Es hat ein paar Jahre gedauert, bis die Grundstücksverkäufe am alten Bökelberg richtig anliefen. Früher schon war diese Gegend in Mönchengladbach-Eicken ein feines Wohngebiet. Es pilgerten lediglich alle zwei Wochen bis zu 34.500 Fußballfans durch die Vorgärten. Die Ex-Borussen Eugen Polanski, Tobias Levels und Johannes van den Bergh haben hier gebaut. Wobei man mit Fug und Recht sagen kann, dass solch ein Immobilienkauf das "Ex-" schnell verschwinden lässt. Wer an den Bökelberg zieht, der ist immer noch Borusse.
Foto: J. Sorgatz |
Ein
Pilgerort für nostalgische Gladbach-Fans scheint der alte Bökelberg seit 2004
jedoch nicht geworden zu sein.

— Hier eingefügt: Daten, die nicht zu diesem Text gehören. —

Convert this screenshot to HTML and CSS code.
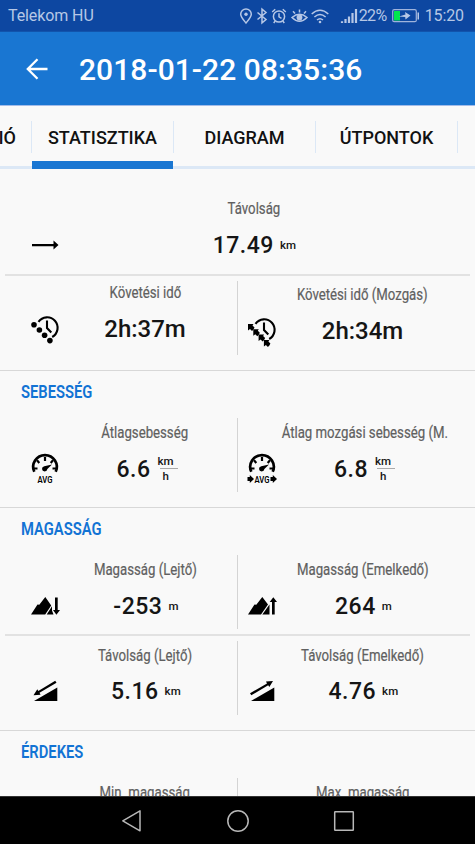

Jeder trägt die Erinnerungen lieber in sich,
kramt sie sowohl in guten wie in schlechten Zeiten hervor. Nicht viele Stadien
haben Bundesliga-Meisterschaften und einen Aufstieg in nahezu demselben Zustand
erlebt. Und so erzählt man sich weiter die Geschichten vom Pfostenbruch und vom
Büchsenwurf, denen in jedem Fußball-Museum üppiger Raum zugestanden würde.
Foto: J. Sorgatz |
Jannik Sorgatz parliert ansonsten in seinem famosen Blog "Entscheidend is auf'm Platz" über Favre und seine Fohlen. Borussen-Fans geht überdies das Herz auf, wenn sie Jannik Sorgatz 2. Buch “Gegen Gladbach kann man mal verlier’n” nicht mehr aus den Händen legen können.
2 Kommentare:
Natürlich ist es ein Unding, sich selbst einzuladen, aber ich geb' zu, ich würd' Dich gerne mal besuchen, wenn da so ein Miniaturmast im Garten steht ...
Irgendwie traurig, dass optisch so wenig an die Bedeutung dieses Ortes erinnert wird, wenn ich die Fotos so sehe. Wobei der Ort selber ja nie ein anderer werden kann als der Bökelberg.